The mention of Eden references the doctrine of the Fall in which the image of God in each person is tarnished, damaged or in more radical theologies, even broken or lost entirely.

Is this pessimism or merely a robust realism? Does the poem leave room for personal growth that comes through age and reflection?

Reflection on As Kingfishers Catch Fire

Though Hopkins wrote this sonnet in Wales in 1877, it was not published until 1918.

The poem provides us with a comprehensive articulation of the poet’s spirituality.

Dynamic language is preferred to static: neither the self nor justice is abstract.

Verbs replace nouns as words are stretched: selves speak and act, justice is enacted.

At the outset images show that ‘each mortal thing’ expresses itself authentically.

As the poet Thomas Merton wrote, ‘A tree gives glory to God by being a tree’.

The second stanza turns toward human life, more complex, capable of self-deception.

When divine life is welcomed, each person becomes gracious in body, mind and spirit and rejoices in giving glory to God.

This sacramental vision demonstrates that the Holy Spirit, the Lord and Giver of Life, is present in every created thing drawing its inner life to express its true self.

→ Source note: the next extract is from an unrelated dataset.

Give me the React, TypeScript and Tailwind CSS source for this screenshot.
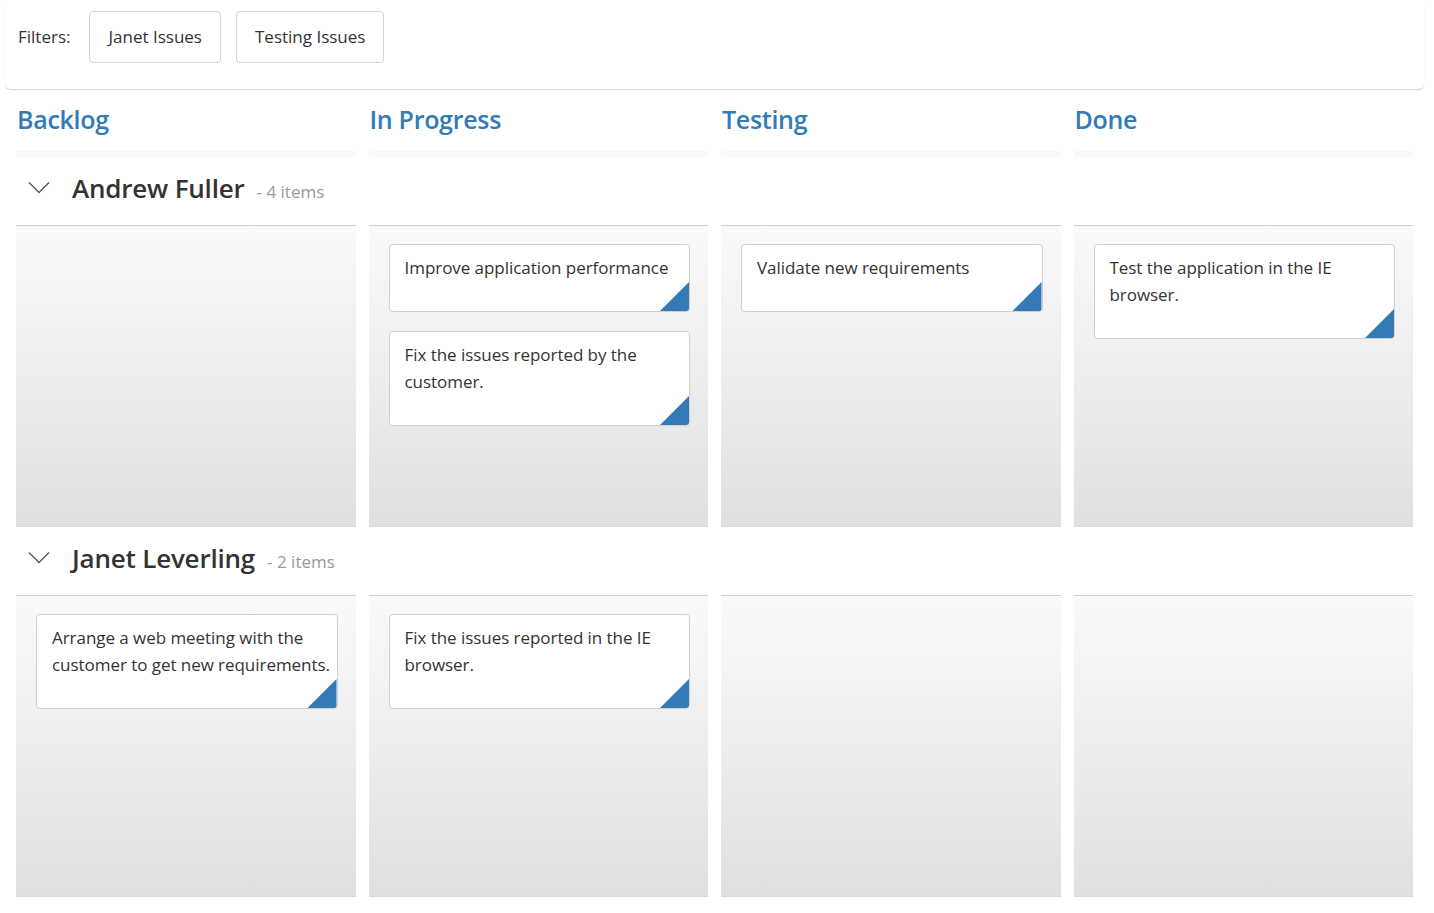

Reflection on When You Are Old

Yeats wrote this poem in 1891 while still in a relationship with his mistress Maud Gonne.

She was a vivacious Irish beauty who shared his commitment to the Irish nationalist cause.

The poet’s pen is dipped in pain, for he knows that she has rejected his proposal of marriage.

The poem is a perhaps a final desperate love letter in which he seeks to prove that his love is deeper than that of her other lovers.

The poet sees beyond physical attractions to detect her inner beauty that will persist.

He implores her to reconsider her refusal.

Imagine, he says, years hence, looking back enduring life devoid of true love, regretting that she declined his offer.

The writer encourages us to think about the transience of youth, of missed opportunities.

Does the poet’s sorrow tip over into bleak resignation that borders on bitterness?